==== Provided material ====
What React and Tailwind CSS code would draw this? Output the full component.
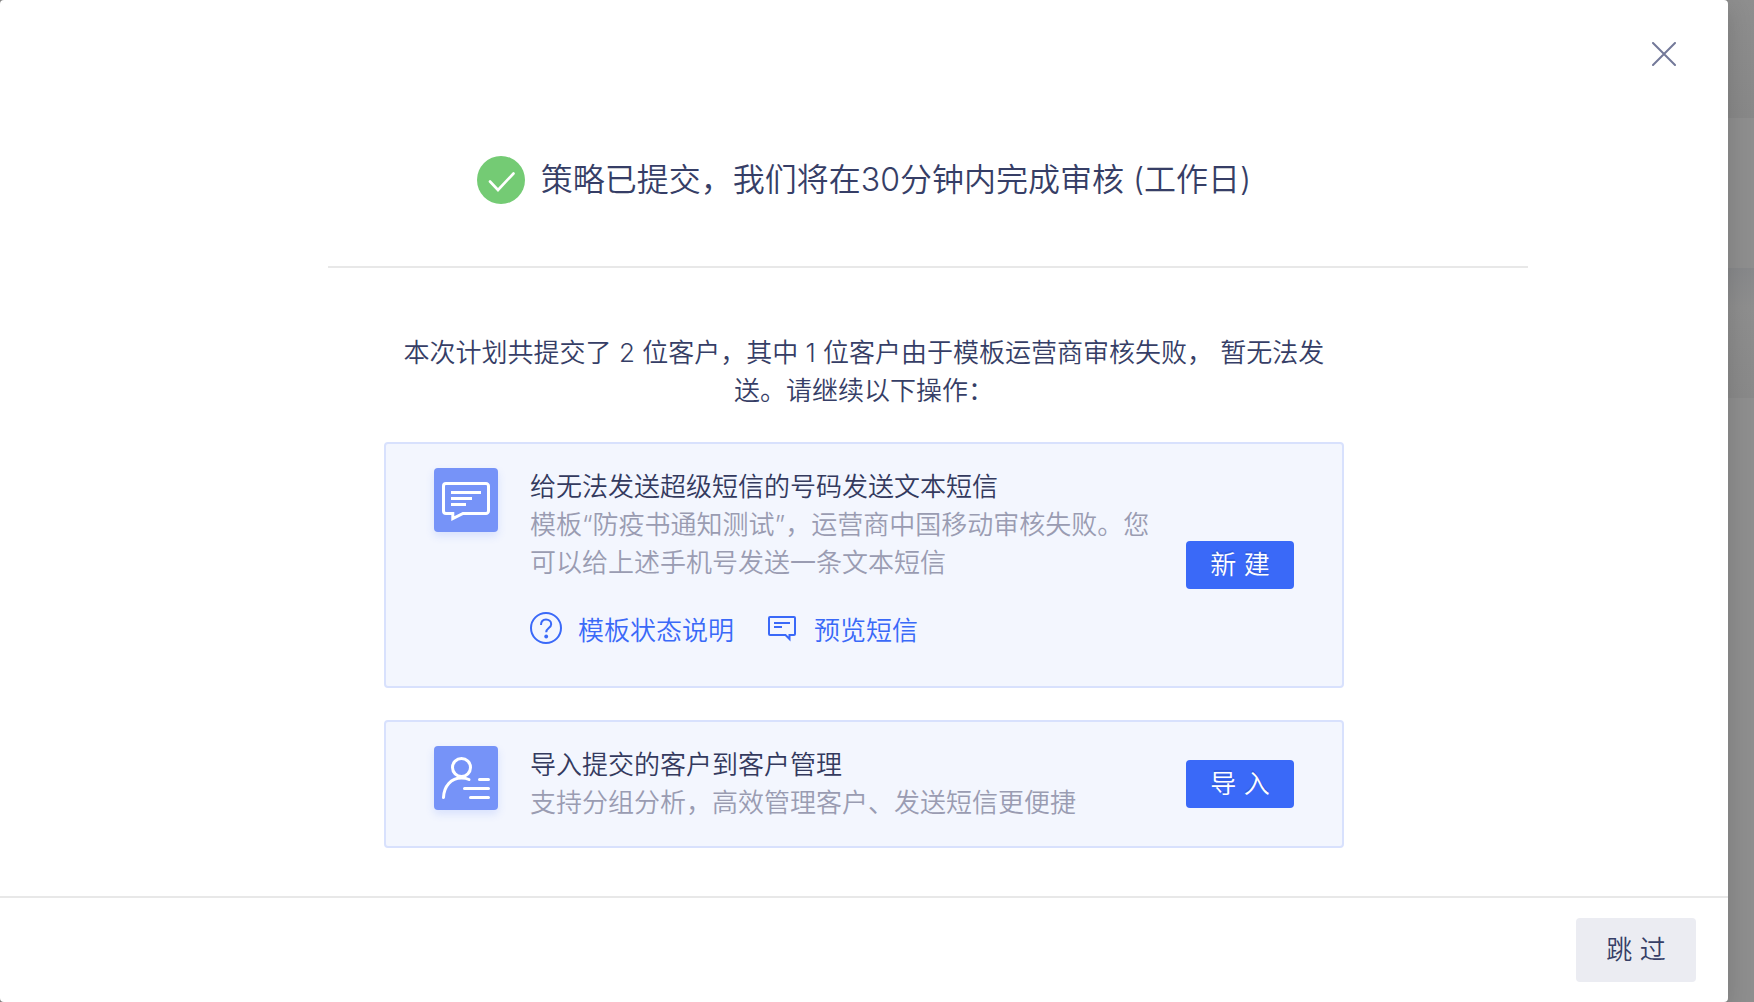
import React from 'react';

const CloseIcon = () => (
  <svg width="24" height="24" viewBox="0 0 24 24" fill="none" stroke="currentColor" strokeWidth="2" strokeLinecap="round">
    <path d="M1 1l22 22M23 1L1 23" />
  </svg>
);

const SuccessIcon = () => (
  <svg width="48" height="48" viewBox="0 0 48 48" fill="none" className="shrink-0">
    <circle cx="24" cy="24" r="24" fill="#74cb74" />
    <path d="M13 25.5l8 8.5L36.5 17.5" stroke="#fff" strokeWidth="2.6" strokeLinecap="round" />
  </svg>
);

const MessageIcon = () => (
  <svg width="64" height="64" viewBox="0 0 64 64" fill="none" stroke="#fff" strokeWidth="3">
    <path d="M12 15.5h40a2.5 2.5 0 0 1 2.5 2.5v25a2.5 2.5 0 0 1-2.5 2.5H29L18.8 50.5V45.5H12A2.5 2.5 0 0 1 9.5 43V18A2.5 2.5 0 0 1 12 15.5z" />
    <path d="M17 24.5h30M17 30.5h21M17 36.5h15" />
  </svg>
);

const CustomerIcon = () => (
  <svg width="64" height="64" viewBox="0 0 64 64" fill="none" stroke="#fff" strokeWidth="3" strokeLinecap="round">
    <circle cx="27.5" cy="21.5" r="9" />
    <path d="M9.5 51.5C10 40 17 32 27.5 32q4.500 0 7.500 1.500" />
    <path d="M45.5 33.5h9M30.5 42.5h24M36.5 51.5h18" />
  </svg>
);

const HelpIcon = () => (
  <svg width="32" height="32" viewBox="0 0 32 32" fill="none" stroke="currentColor" strokeWidth="2">
    <circle cx="16" cy="16" r="15" />
    <path d="M11 13c0-3.600 2.200-5.500 5-5.500s5.200 1.800 5.200 4.700c0 3.800-5 4-5 8" />
    <circle cx="16.200" cy="24.500" r="1.900" fill="currentColor" stroke="none" />
  </svg>
);

const PreviewIcon = () => (
  <svg width="28" height="26" viewBox="0 0 28 26" fill="none" stroke="currentColor" strokeWidth="2">
    <path d="M2 1h24a1 1 0 0 1 1 1v16a1 1 0 0 1-1 1h-4.500v4L17.500 19H2a1 1 0 0 1-1-1V2a1 1 0 0 1 1-1z" />
    <path d="M6 7h16M6 11h8" />
  </svg>
);

const ActionCard = ({ icon, title, description, action, children }) => (
  <section className="flex items-center gap-6 rounded border-2 border-[#d8e1fd] bg-[#f3f6fe] px-12 py-6">
    <div className="flex flex-1 items-start gap-8">
      <div className="shrink-0 rounded bg-[#7693f8] shadow-[0_4px_8px_rgba(58,105,248,0.15)]">{icon}</div>
      <div className="flex-1">
        <h2 className="text-[#343a5e]">{title}</h2>
        <p className="text-[#9a9cb2]">{description}</p>
        {children}
      </div>
    </div>
    <button
      type="button"
      className="h-12 w-[108px] shrink-0 rounded bg-[#3a69f8] text-white [text-shadow:0_-2px_0_rgba(0,0,0,0.12)]"
    >
      {action}
    </button>
  </section>
);

export default function App() {
  return (
    <div className="flex min-h-screen bg-[#868686] font-['Inter','Noto_Sans_CJK_SC',sans-serif] text-[26px] leading-[38px] font-[350] text-[#363e66]">
      <div role="dialog" aria-labelledby="dialog-title" className="relative z-10 flex flex-1 flex-col rounded bg-white shadow-[0_8px_24px_rgba(0,0,0,0.15)]">
        <button type="button" aria-label="关闭" className="absolute right-[52px] top-[42px] text-[#737999]">
          <CloseIcon />
        </button>

        <main className="flex-1 pb-12 pt-[156px]">
          <div className="flex items-center justify-center gap-4">
            <SuccessIcon />
            <h1 id="dialog-title" className="text-[32px] leading-[48px]">
              策略已提交，我们将在30分钟内完成审核 (工作日)
            </h1>
          </div>

          <hr className="ml-[328px] mr-[200px] mt-[62px] border-t-2 border-[#e8e8e8]" />

          <div className="mx-auto mt-[66px] flex max-w-[960px] flex-col gap-8">
            <p className="px-4 text-center">
              本次计划共提交了 2 位客户，其中 1 位客户由于模板运营商审核失败， 暂无法发送。请继续以下操作：
            </p>

            <ActionCard
              icon={<MessageIcon />}
              title="给无法发送超级短信的号码发送文本短信"
              description="模板“防疫书通知测试”，运营商中国移动审核失败。您可以给上述手机号发送一条文本短信"
              action="新 建"
            >
              <div className="mb-3 mt-[30px] flex gap-8 text-[#3a69f8]">
                <a href="#status" className="flex items-start gap-4">
                  <HelpIcon />
                  <span>模板状态说明</span>
                </a>
                <a href="#preview" className="flex items-start gap-4">
                  <span className="flex w-8 justify-center pt-1">
                    <PreviewIcon />
                  </span>
                  <span>预览短信</span>
                </a>
              </div>
            </ActionCard>

            <ActionCard
              icon={<CustomerIcon />}
              title="导入提交的客户到客户管理"
              description="支持分组分析，高效管理客户、发送短信更便捷"
              action="导 入"
            />
          </div>
        </main>

        <footer className="flex justify-end border-t-2 border-[#e8e8e8] px-8 py-5">
          <button type="button" className="h-16 w-[120px] rounded bg-[#ebecf2]">
            跳 过
          </button>
        </footer>
      </div>

      {/* dimmed page behind the dialog */}
      <div className="flex w-[26px] shrink-0 flex-col">
        <div className="h-[118px] bg-linear-to-b from-[#8e8e8e] to-[#888888]" />
        <div className="h-[150px] bg-[#8e8e8e]" />
        <div className="h-[130px] bg-linear-to-b from-[#87888a] via-[#8e8e8e] via-30% to-[#898989]" />
        <div className="flex-1 bg-[#8e8e8e]" />
      </div>
    </div>
  );
}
====
Stated task >> Pictures are excluded; copy all other data exactly as shown.

Response to this exercise >>
What React and Tailwind CSS code would draw this? Output the full component.
import React from 'react';

const CloseIcon = () => (
  <svg width="24" height="24" viewBox="0 0 24 24" fill="none" stroke="currentColor" strokeWidth="2" strokeLinecap="round">
    <path d="M1 1l22 22M23 1L1 23" />
  </svg>
);

const SuccessIcon = () => (
  <svg width="48" height="48" viewBox="0 0 48 48" fill="none" className="shrink-0">
    <circle cx="24" cy="24" r="24" fill="#74cb74" />
    <path d="M13 25.5l8 8.5L36.5 17.5" stroke="#fff" strokeWidth="2.6" strokeLinecap="round" />
  </svg>
);

const MessageIcon = () => (
  <svg width="64" height="64" viewBox="0 0 64 64" fill="none" stroke="#fff" strokeWidth="3">
    <path d="M12 15.5h40a2.5 2.5 0 0 1 2.5 2.5v25a2.5 2.5 0 0 1-2.5 2.5H29L18.8 50.5V45.5H12A2.5 2.5 0 0 1 9.5 43V18A2.5 2.5 0 0 1 12 15.5z" />
    <path d="M17 24.5h30M17 30.5h21M17 36.5h15" />
  </svg>
);

const CustomerIcon = () => (
  <svg width="64" height="64" viewBox="0 0 64 64" fill="none" stroke="#fff" strokeWidth="3" strokeLinecap="round">
    <circle cx="27.5" cy="21.5" r="9" />
    <path d="M9.5 51.5C10 40 17 32 27.5 32q4.500 0 7.500 1.500" />
    <path d="M45.5 33.5h9M30.5 42.5h24M36.5 51.5h18" />
  </svg>
);

const HelpIcon = () => (
  <svg width="32" height="32" viewBox="0 0 32 32" fill="none" stroke="currentColor" strokeWidth="2">
    <circle cx="16" cy="16" r="15" />
    <path d="M11 13c0-3.600 2.200-5.500 5-5.500s5.200 1.800 5.200 4.700c0 3.800-5 4-5 8" />
    <circle cx="16.200" cy="24.500" r="1.900" fill="currentColor" stroke="none" />
  </svg>
);

const PreviewIcon = () => (
  <svg width="28" height="26" viewBox="0 0 28 26" fill="none" stroke="currentColor" strokeWidth="2">
    <path d="M2 1h24a1 1 0 0 1 1 1v16a1 1 0 0 1-1 1h-4.500v4L17.500 19H2a1 1 0 0 1-1-1V2a1 1 0 0 1 1-1z" />
    <path d="M6 7h16M6 11h8" />
  </svg>
);

const ActionCard = ({ icon, title, description, action, children }) => (
  <section className="flex items-center gap-6 rounded border-2 border-[#d8e1fd] bg-[#f3f6fe] px-12 py-6">
    <div className="flex flex-1 items-start gap-8">
      <div className="shrink-0 rounded bg-[#7693f8] shadow-[0_4px_8px_rgba(58,105,248,0.15)]">{icon}</div>
      <div className="flex-1">
        <h2 className="text-[#343a5e]">{title}</h2>
        <p className="text-[#9a9cb2]">{description}</p>
        {children}
      </div>
    </div>
    <button
      type="button"
      className="h-12 w-[108px] shrink-0 rounded bg-[#3a69f8] text-white [text-shadow:0_-2px_0_rgba(0,0,0,0.12)]"
    >
      {action}
    </button>
  </section>
);

export default function App() {
  return (
    <div className="flex min-h-screen bg-[#868686] font-['Inter','Noto_Sans_CJK_SC',sans-serif] text-[26px] leading-[38px] font-[350] text-[#363e66]">
      <div role="dialog" aria-labelledby="dialog-title" className="relative z-10 flex flex-1 flex-col rounded bg-white shadow-[0_8px_24px_rgba(0,0,0,0.15)]">
        <button type="button" aria-label="关闭" className="absolute right-[52px] top-[42px] text-[#737999]">
          <CloseIcon />
        </button>

        <main className="flex-1 pb-12 pt-[156px]">
          <div className="flex items-center justify-center gap-4">
            <SuccessIcon />
            <h1 id="dialog-title" className="text-[32px] leading-[48px]">
              策略已提交，我们将在30分钟内完成审核 (工作日)
            </h1>
          </div>

          <hr className="ml-[328px] mr-[200px] mt-[62px] border-t-2 border-[#e8e8e8]" />

          <div className="mx-auto mt-[66px] flex max-w-[960px] flex-col gap-8">
            <p className="px-4 text-center">
              本次计划共提交了 2 位客户，其中 1 位客户由于模板运营商审核失败， 暂无法发送。请继续以下操作：
            </p>

            <ActionCard
              icon={<MessageIcon />}
              title="给无法发送超级短信的号码发送文本短信"
              description="模板“防疫书通知测试”，运营商中国移动审核失败。您可以给上述手机号发送一条文本短信"
              action="新 建"
            >
              <div className="mb-3 mt-[30px] flex gap-8 text-[#3a69f8]">
                <a href="#status" className="flex items-start gap-4">
                  <HelpIcon />
                  <span>模板状态说明</span>
                </a>
                <a href="#preview" className="flex items-start gap-4">
                  <span className="flex w-8 justify-center pt-1">
                    <PreviewIcon />
                  </span>
                  <span>预览短信</span>
                </a>
              </div>
            </ActionCard>

            <ActionCard
              icon={<CustomerIcon />}
              title="导入提交的客户到客户管理"
              description="支持分组分析，高效管理客户、发送短信更便捷"
              action="导 入"
            />
          </div>
        </main>

        <footer className="flex justify-end border-t-2 border-[#e8e8e8] px-8 py-5">
          <button type="button" className="h-16 w-[120px] rounded bg-[#ebecf2]">
            跳 过
          </button>
        </footer>
      </div>

      {/* dimmed page behind the dialog */}
      <div className="flex w-[26px] shrink-0 flex-col">
        <div className="h-[118px] bg-linear-to-b from-[#8e8e8e] to-[#888888]" />
        <div className="h-[150px] bg-[#8e8e8e]" />
        <div className="h-[130px] bg-linear-to-b from-[#87888a] via-[#8e8e8e] via-30% to-[#898989]" />
        <div className="flex-1 bg-[#8e8e8e]" />
      </div>
    </div>
  );
}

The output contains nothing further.